## AVAILABLE DATA
• • • •

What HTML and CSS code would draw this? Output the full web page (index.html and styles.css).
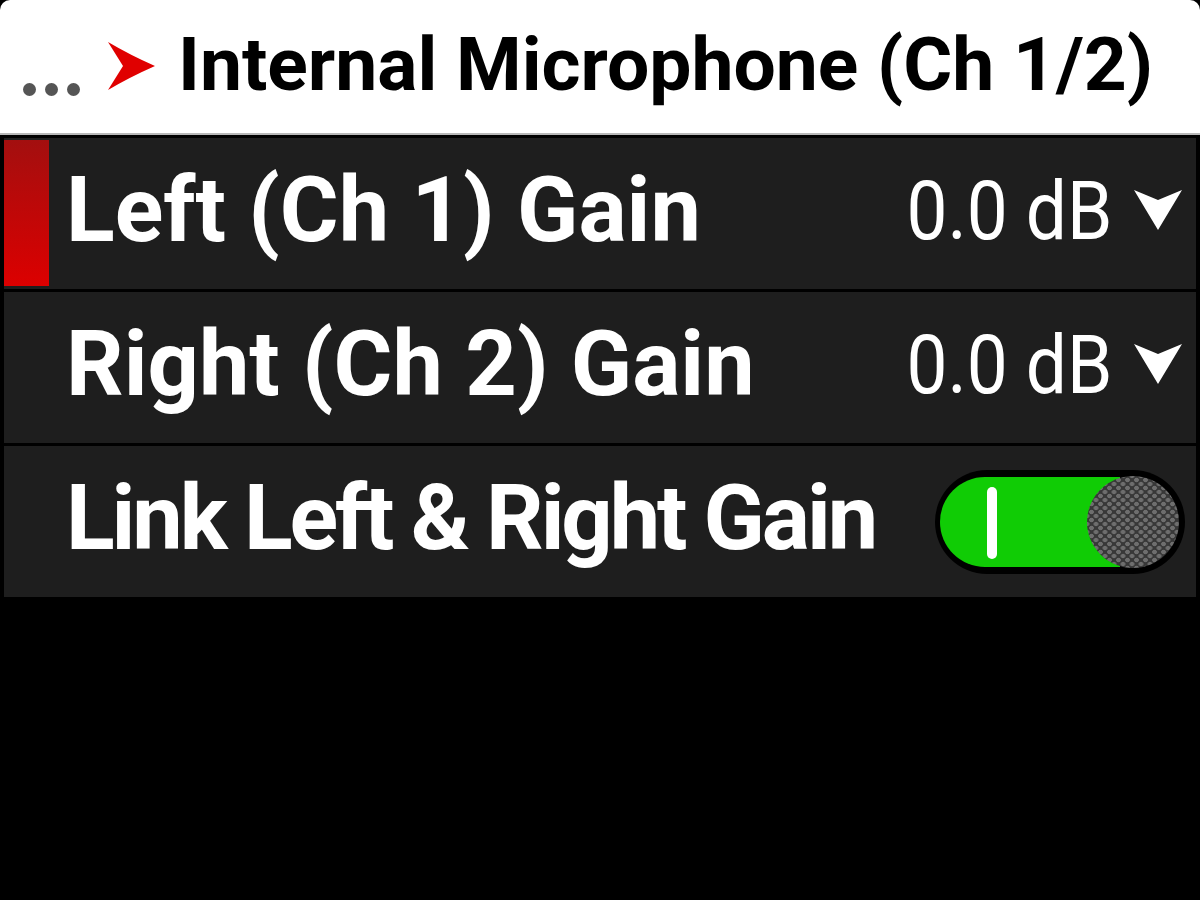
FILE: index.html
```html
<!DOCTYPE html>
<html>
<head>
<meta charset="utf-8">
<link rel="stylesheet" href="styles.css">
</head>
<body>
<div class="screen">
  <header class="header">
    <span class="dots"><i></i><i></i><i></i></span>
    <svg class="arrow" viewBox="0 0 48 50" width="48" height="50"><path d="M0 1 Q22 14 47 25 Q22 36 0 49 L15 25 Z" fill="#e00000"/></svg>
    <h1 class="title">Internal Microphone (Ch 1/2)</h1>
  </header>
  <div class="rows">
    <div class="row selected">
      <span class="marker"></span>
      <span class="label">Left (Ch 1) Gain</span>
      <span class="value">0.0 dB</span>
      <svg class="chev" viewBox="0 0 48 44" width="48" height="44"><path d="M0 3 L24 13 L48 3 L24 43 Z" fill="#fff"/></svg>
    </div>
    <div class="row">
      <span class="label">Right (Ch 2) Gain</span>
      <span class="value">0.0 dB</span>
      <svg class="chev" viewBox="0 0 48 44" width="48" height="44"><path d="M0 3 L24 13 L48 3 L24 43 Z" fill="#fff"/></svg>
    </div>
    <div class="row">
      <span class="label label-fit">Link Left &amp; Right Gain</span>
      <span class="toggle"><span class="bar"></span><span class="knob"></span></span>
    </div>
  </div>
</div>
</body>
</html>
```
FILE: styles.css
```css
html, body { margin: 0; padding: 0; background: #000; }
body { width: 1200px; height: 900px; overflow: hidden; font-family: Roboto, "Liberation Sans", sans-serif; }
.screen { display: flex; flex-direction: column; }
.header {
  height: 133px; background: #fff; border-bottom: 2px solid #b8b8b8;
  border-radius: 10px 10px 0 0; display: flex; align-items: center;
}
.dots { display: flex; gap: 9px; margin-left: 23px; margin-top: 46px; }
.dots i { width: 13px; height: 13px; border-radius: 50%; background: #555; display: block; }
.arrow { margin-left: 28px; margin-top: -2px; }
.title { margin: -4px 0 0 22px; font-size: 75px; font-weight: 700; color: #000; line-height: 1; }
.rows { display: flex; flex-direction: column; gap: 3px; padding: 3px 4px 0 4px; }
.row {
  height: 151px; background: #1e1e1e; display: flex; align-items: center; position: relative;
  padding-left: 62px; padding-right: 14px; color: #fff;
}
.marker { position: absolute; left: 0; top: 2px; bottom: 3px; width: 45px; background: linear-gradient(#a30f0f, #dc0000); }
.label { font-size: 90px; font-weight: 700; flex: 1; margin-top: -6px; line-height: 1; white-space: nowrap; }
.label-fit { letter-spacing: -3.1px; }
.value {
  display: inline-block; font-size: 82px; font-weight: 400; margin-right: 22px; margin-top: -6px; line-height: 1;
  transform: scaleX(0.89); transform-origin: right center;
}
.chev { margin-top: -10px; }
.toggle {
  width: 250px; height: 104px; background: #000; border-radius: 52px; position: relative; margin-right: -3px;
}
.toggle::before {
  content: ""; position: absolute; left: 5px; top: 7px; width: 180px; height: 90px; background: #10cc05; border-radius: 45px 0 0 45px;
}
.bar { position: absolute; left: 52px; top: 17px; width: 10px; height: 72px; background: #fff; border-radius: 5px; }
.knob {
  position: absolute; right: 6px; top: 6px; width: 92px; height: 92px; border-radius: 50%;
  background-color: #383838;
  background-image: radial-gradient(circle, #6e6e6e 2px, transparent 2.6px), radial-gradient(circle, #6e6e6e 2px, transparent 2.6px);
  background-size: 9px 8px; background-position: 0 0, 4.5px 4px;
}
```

• • • •

## TASK DIRECTIONS
Go through the material above and print all of it exactly, except the pictures.

## TASK ANSWER
What HTML and CSS code would draw this? Output the full web page (index.html and styles.css).
FILE: index.html
```html
<!DOCTYPE html>
<html>
<head>
<meta charset="utf-8">
<link rel="stylesheet" href="styles.css">
</head>
<body>
<div class="screen">
  <header class="header">
    <span class="dots"><i></i><i></i><i></i></span>
    <svg class="arrow" viewBox="0 0 48 50" width="48" height="50"><path d="M0 1 Q22 14 47 25 Q22 36 0 49 L15 25 Z" fill="#e00000"/></svg>
    <h1 class="title">Internal Microphone (Ch 1/2)</h1>
  </header>
  <div class="rows">
    <div class="row selected">
      <span class="marker"></span>
      <span class="label">Left (Ch 1) Gain</span>
      <span class="value">0.0 dB</span>
      <svg class="chev" viewBox="0 0 48 44" width="48" height="44"><path d="M0 3 L24 13 L48 3 L24 43 Z" fill="#fff"/></svg>
    </div>
    <div class="row">
      <span class="label">Right (Ch 2) Gain</span>
      <span class="value">0.0 dB</span>
      <svg class="chev" viewBox="0 0 48 44" width="48" height="44"><path d="M0 3 L24 13 L48 3 L24 43 Z" fill="#fff"/></svg>
    </div>
    <div class="row">
      <span class="label label-fit">Link Left &amp; Right Gain</span>
      <span class="toggle"><span class="bar"></span><span class="knob"></span></span>
    </div>
  </div>
</div>
</body>
</html>
```
FILE: styles.css
```css
html, body { margin: 0; padding: 0; background: #000; }
body { width: 1200px; height: 900px; overflow: hidden; font-family: Roboto, "Liberation Sans", sans-serif; }
.screen { display: flex; flex-direction: column; }
.header {
  height: 133px; background: #fff; border-bottom: 2px solid #b8b8b8;
  border-radius: 10px 10px 0 0; display: flex; align-items: center;
}
.dots { display: flex; gap: 9px; margin-left: 23px; margin-top: 46px; }
.dots i { width: 13px; height: 13px; border-radius: 50%; background: #555; display: block; }
.arrow { margin-left: 28px; margin-top: -2px; }
.title { margin: -4px 0 0 22px; font-size: 75px; font-weight: 700; color: #000; line-height: 1; }
.rows { display: flex; flex-direction: column; gap: 3px; padding: 3px 4px 0 4px; }
.row {
  height: 151px; background: #1e1e1e; display: flex; align-items: center; position: relative;
  padding-left: 62px; padding-right: 14px; color: #fff;
}
.marker { position: absolute; left: 0; top: 2px; bottom: 3px; width: 45px; background: linear-gradient(#a30f0f, #dc0000); }
.label { font-size: 90px; font-weight: 700; flex: 1; margin-top: -6px; line-height: 1; white-space: nowrap; }
.label-fit { letter-spacing: -3.1px; }
.value {
  display: inline-block; font-size: 82px; font-weight: 400; margin-right: 22px; margin-top: -6px; line-height: 1;
  transform: scaleX(0.89); transform-origin: right center;
}
.chev { margin-top: -10px; }
.toggle {
  width: 250px; height: 104px; background: #000; border-radius: 52px; position: relative; margin-right: -3px;
}
.toggle::before {
  content: ""; position: absolute; left: 5px; top: 7px; width: 180px; height: 90px; background: #10cc05; border-radius: 45px 0 0 45px;
}
.bar { position: absolute; left: 52px; top: 17px; width: 10px; height: 72px; background: #fff; border-radius: 5px; }
.knob {
  position: absolute; right: 6px; top: 6px; width: 92px; height: 92px; border-radius: 50%;
  background-color: #383838;
  background-image: radial-gradient(circle, #6e6e6e 2px, transparent 2.6px), radial-gradient(circle, #6e6e6e 2px, transparent 2.6px);
  background-size: 9px 8px; background-position: 0 0, 4.5px 4px;
}
```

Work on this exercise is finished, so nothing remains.